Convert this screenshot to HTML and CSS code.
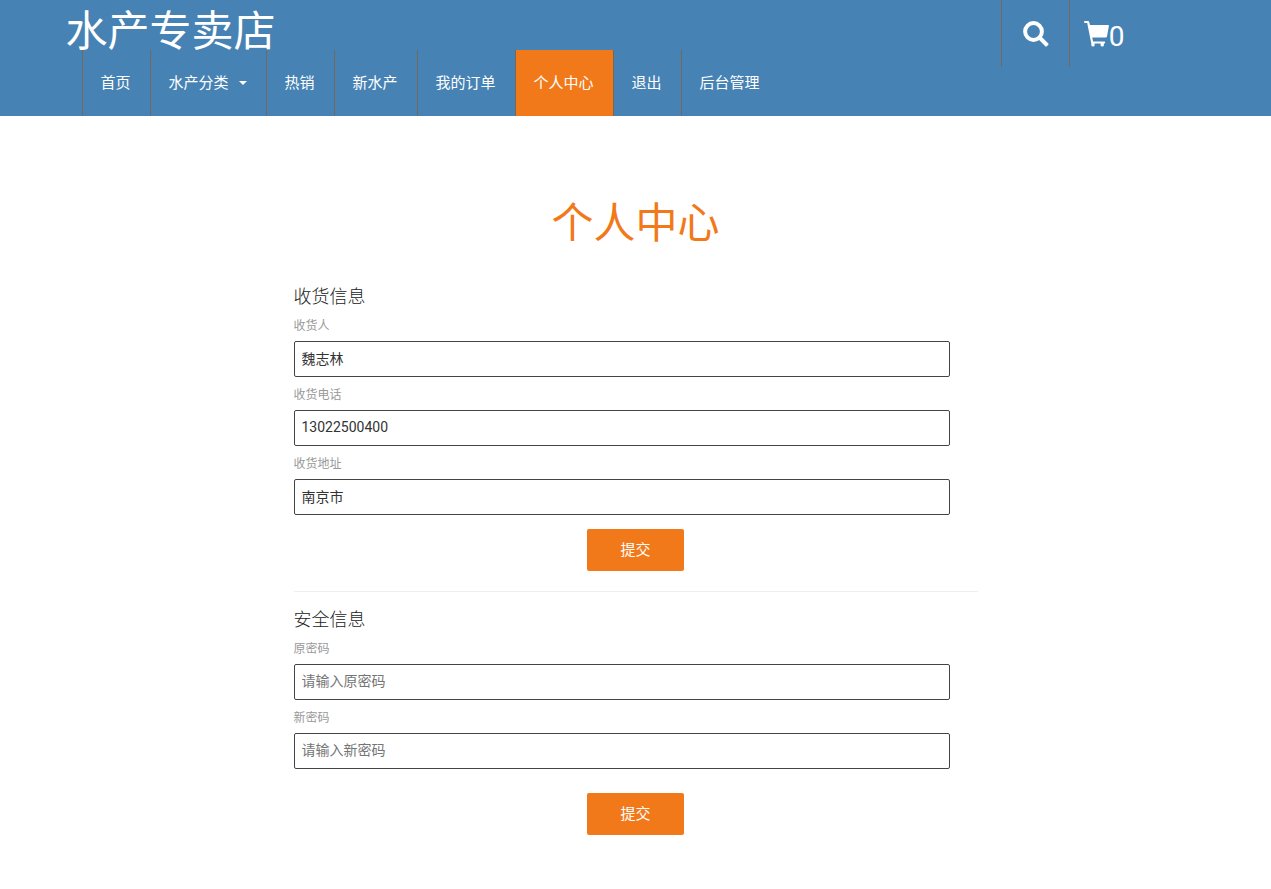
FILE: index.html
```html
<!DOCTYPE html>
<html lang="zh-CN">
<head>
<meta charset="utf-8">
<meta name="viewport" content="width=device-width, initial-scale=1">
<title>个人中心</title>
<link rel="stylesheet" href="styles.css">
</head>
<body>
<header class="header">
  <div class="container header-row">
    <div class="brand-nav">
      <a class="logo" href="#">水产专卖店</a>
      <nav class="nav">
        <a class="nav-link" href="#">首页</a>
        <a class="nav-link" href="#">水产分类<span class="caret"></span></a>
        <a class="nav-link" href="#">热销</a>
        <a class="nav-link" href="#">新水产</a>
        <a class="nav-link" href="#">我的订单</a>
        <a class="nav-link active" href="#">个人中心</a>
        <a class="nav-link" href="#">退出</a>
        <a class="nav-link" href="#">后台管理</a>
      </nav>
    </div>
    <div class="actions">
      <a class="action search" href="#" aria-label="搜索">
        <svg width="26" height="26" viewBox="0 0 26 26" aria-hidden="true">
          <circle cx="10.5" cy="10.5" r="8.4" fill="none" stroke="currentColor" stroke-width="4"/>
          <path d="M15.6 18.4 18.4 15.6 25.3 22.4Q26 23.1 25.3 23.8L23.8 25.3Q23 26 22.3 25.3Z" fill="currentColor"/>
        </svg>
      </a>
      <a class="action cart" href="#">
        <svg width="25" height="26" viewBox="0 0 25 26" aria-hidden="true">
          <path d="M1 0H4.2Q4.9 0 5.1.7L6 4H24.2Q25 4 24.9 4.8L23 15.4Q22.8 16.4 21.8 16.4H8.2L9.1 20.4H20.4Q21.2 20.4 21.2 21.4T20.4 22.4H19.9V24.2Q19.9 25.6 18.2 25.6T16.6 24.2V22.4H10.6V24.2Q10.6 25.6 9 25.6T7.3 24.2V22.4L3.2 2H1Q0 2 0 1T1 0Z" fill="currentColor"/>
        </svg><span class="count">0</span>
      </a>
    </div>
  </div>
</header>
<main class="account">
  <h1 class="title">个人中心</h1>
  <form class="form">
    <h2 class="form-title">收货信息</h2>
    <label class="label" for="name">收货人</label>
    <input class="input" id="name" type="text" value="魏志林">
    <label class="label" for="phone">收货电话</label>
    <input class="input" id="phone" type="text" value="13022500400">
    <label class="label" for="address">收货地址</label>
    <input class="input" id="address" type="text" value="南京市">
    <button class="submit" type="submit">提交</button>
  </form>
  <hr class="divider">
  <form class="form form-security">
    <h2 class="form-title">安全信息</h2>
    <label class="label" for="old-password">原密码</label>
    <input class="input" id="old-password" type="password" placeholder="请输入原密码">
    <label class="label" for="new-password">新密码</label>
    <input class="input" id="new-password" type="password" placeholder="请输入新密码">
    <button class="submit" type="submit">提交</button>
  </form>
</main>
</body>
</html>
```
FILE: styles.css
```css
* {
  box-sizing: border-box;
}

body {
  margin: 0;
  background: #fff;
  color: #222;
  font-family: Roboto, "Noto Sans CJK SC", sans-serif;
  font-size: 14px;
}

a {
  color: inherit;
  text-decoration: none;
}

.container {
  max-width: 1140px;
  margin: 0 auto;
}

.header {
  background: #4682b4;
  color: #fff;
}

.header-row {
  display: flex;
  justify-content: space-between;
  align-items: flex-start;
}

.brand-nav {
  display: flex;
  flex-direction: column;
}

.logo {
  height: 50px;
  font-size: 42px;
  line-height: 64px;
}

.nav {
  display: flex;
  padding-left: 16px;
}

.nav-link {
  display: flex;
  align-items: center;
  height: 66px;
  padding: 0 19px 4px 18px;
  border-left: 1px solid #73685c;
  font-size: 15px;
  white-space: nowrap;
}

.nav-link.active {
  background: #f2791a;
}

.caret {
  margin: 4px 0 0 10px;
  border: 4px solid transparent;
  border-top-color: currentColor;
  border-bottom: 0;
}

.actions {
  display: flex;
  margin-right: 65px;
}

.action {
  display: flex;
  align-items: center;
  height: 67px;
  border-left: 1px solid #73685c;
  font-size: 28px;
}

.search {
  padding: 0 20px 0 21px;
}

.cart {
  padding: 0 16px 0 14px;
}

.count {
  padding-top: 6px;
}

.account {
  width: 54%;
  max-width: 684px;
  margin: 0 auto;
  padding: 78px 0 54px;
}

.title {
  margin: 0 0 32px;
  color: #f2791a;
  font-size: 42px;
  font-weight: 400;
  line-height: 60px;
  text-align: center;
}

.form {
  display: flex;
  flex-direction: column;
}

.form-title {
  margin: 0;
  font-size: 18px;
  font-weight: 300;
  line-height: 22px;
}

.label {
  height: 33px;
  color: #999;
  font-size: 12px;
  line-height: 36px;
}

.input {
  width: 96%;
  height: 36px;
  padding: 0 7px 3px;
  border: 1px solid #444;
  border-radius: 2px;
  background: #fff;
  color: #333;
  font: inherit;
}

.input::placeholder {
  color: #757575;
}

.submit {
  align-self: center;
  height: 42px;
  margin-top: 14px;
  padding: 0 33px 4px;
  border: 0;
  border-radius: 2px;
  background: #f2791a;
  color: #fff;
  font: inherit;
  font-size: 15px;
}

.form-security .submit {
  margin-top: 24px;
}

.divider {
  margin: 20px 0 17px;
  border: 0;
  border-top: 1px solid #eee;
}
```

◇ ◇ ◇ ◇

— Request —
Leave the pictures out, and print every line of the listing exactly as written.

— The response —
Convert this screenshot to HTML and CSS code.
FILE: index.html
```html
<!DOCTYPE html>
<html lang="zh-CN">
<head>
<meta charset="utf-8">
<meta name="viewport" content="width=device-width, initial-scale=1">
<title>个人中心</title>
<link rel="stylesheet" href="styles.css">
</head>
<body>
<header class="header">
  <div class="container header-row">
    <div class="brand-nav">
      <a class="logo" href="#">水产专卖店</a>
      <nav class="nav">
        <a class="nav-link" href="#">首页</a>
        <a class="nav-link" href="#">水产分类<span class="caret"></span></a>
        <a class="nav-link" href="#">热销</a>
        <a class="nav-link" href="#">新水产</a>
        <a class="nav-link" href="#">我的订单</a>
        <a class="nav-link active" href="#">个人中心</a>
        <a class="nav-link" href="#">退出</a>
        <a class="nav-link" href="#">后台管理</a>
      </nav>
    </div>
    <div class="actions">
      <a class="action search" href="#" aria-label="搜索">
        <svg width="26" height="26" viewBox="0 0 26 26" aria-hidden="true">
          <circle cx="10.5" cy="10.5" r="8.4" fill="none" stroke="currentColor" stroke-width="4"/>
          <path d="M15.6 18.4 18.4 15.6 25.3 22.4Q26 23.1 25.3 23.8L23.8 25.3Q23 26 22.3 25.3Z" fill="currentColor"/>
        </svg>
      </a>
      <a class="action cart" href="#">
        <svg width="25" height="26" viewBox="0 0 25 26" aria-hidden="true">
          <path d="M1 0H4.2Q4.9 0 5.1.7L6 4H24.2Q25 4 24.9 4.8L23 15.4Q22.8 16.4 21.8 16.4H8.2L9.1 20.4H20.4Q21.2 20.4 21.2 21.4T20.4 22.4H19.9V24.2Q19.9 25.6 18.2 25.6T16.6 24.2V22.4H10.6V24.2Q10.6 25.6 9 25.6T7.3 24.2V22.4L3.2 2H1Q0 2 0 1T1 0Z" fill="currentColor"/>
        </svg><span class="count">0</span>
      </a>
    </div>
  </div>
</header>
<main class="account">
  <h1 class="title">个人中心</h1>
  <form class="form">
    <h2 class="form-title">收货信息</h2>
    <label class="label" for="name">收货人</label>
    <input class="input" id="name" type="text" value="魏志林">
    <label class="label" for="phone">收货电话</label>
    <input class="input" id="phone" type="text" value="13022500400">
    <label class="label" for="address">收货地址</label>
    <input class="input" id="address" type="text" value="南京市">
    <button class="submit" type="submit">提交</button>
  </form>
  <hr class="divider">
  <form class="form form-security">
    <h2 class="form-title">安全信息</h2>
    <label class="label" for="old-password">原密码</label>
    <input class="input" id="old-password" type="password" placeholder="请输入原密码">
    <label class="label" for="new-password">新密码</label>
    <input class="input" id="new-password" type="password" placeholder="请输入新密码">
    <button class="submit" type="submit">提交</button>
  </form>
</main>
</body>
</html>
```
FILE: styles.css
```css
* {
  box-sizing: border-box;
}

body {
  margin: 0;
  background: #fff;
  color: #222;
  font-family: Roboto, "Noto Sans CJK SC", sans-serif;
  font-size: 14px;
}

a {
  color: inherit;
  text-decoration: none;
}

.container {
  max-width: 1140px;
  margin: 0 auto;
}

.header {
  background: #4682b4;
  color: #fff;
}

.header-row {
  display: flex;
  justify-content: space-between;
  align-items: flex-start;
}

.brand-nav {
  display: flex;
  flex-direction: column;
}

.logo {
  height: 50px;
  font-size: 42px;
  line-height: 64px;
}

.nav {
  display: flex;
  padding-left: 16px;
}

.nav-link {
  display: flex;
  align-items: center;
  height: 66px;
  padding: 0 19px 4px 18px;
  border-left: 1px solid #73685c;
  font-size: 15px;
  white-space: nowrap;
}

.nav-link.active {
  background: #f2791a;
}

.caret {
  margin: 4px 0 0 10px;
  border: 4px solid transparent;
  border-top-color: currentColor;
  border-bottom: 0;
}

.actions {
  display: flex;
  margin-right: 65px;
}

.action {
  display: flex;
  align-items: center;
  height: 67px;
  border-left: 1px solid #73685c;
  font-size: 28px;
}

.search {
  padding: 0 20px 0 21px;
}

.cart {
  padding: 0 16px 0 14px;
}

.count {
  padding-top: 6px;
}

.account {
  width: 54%;
  max-width: 684px;
  margin: 0 auto;
  padding: 78px 0 54px;
}

.title {
  margin: 0 0 32px;
  color: #f2791a;
  font-size: 42px;
  font-weight: 400;
  line-height: 60px;
  text-align: center;
}

.form {
  display: flex;
  flex-direction: column;
}

.form-title {
  margin: 0;
  font-size: 18px;
  font-weight: 300;
  line-height: 22px;
}

.label {
  height: 33px;
  color: #999;
  font-size: 12px;
  line-height: 36px;
}

.input {
  width: 96%;
  height: 36px;
  padding: 0 7px 3px;
  border: 1px solid #444;
  border-radius: 2px;
  background: #fff;
  color: #333;
  font: inherit;
}

.input::placeholder {
  color: #757575;
}

.submit {
  align-self: center;
  height: 42px;
  margin-top: 14px;
  padding: 0 33px 4px;
  border: 0;
  border-radius: 2px;
  background: #f2791a;
  color: #fff;
  font: inherit;
  font-size: 15px;
}

.form-security .submit {
  margin-top: 24px;
}

.divider {
  margin: 20px 0 17px;
  border: 0;
  border-top: 1px solid #eee;
}
```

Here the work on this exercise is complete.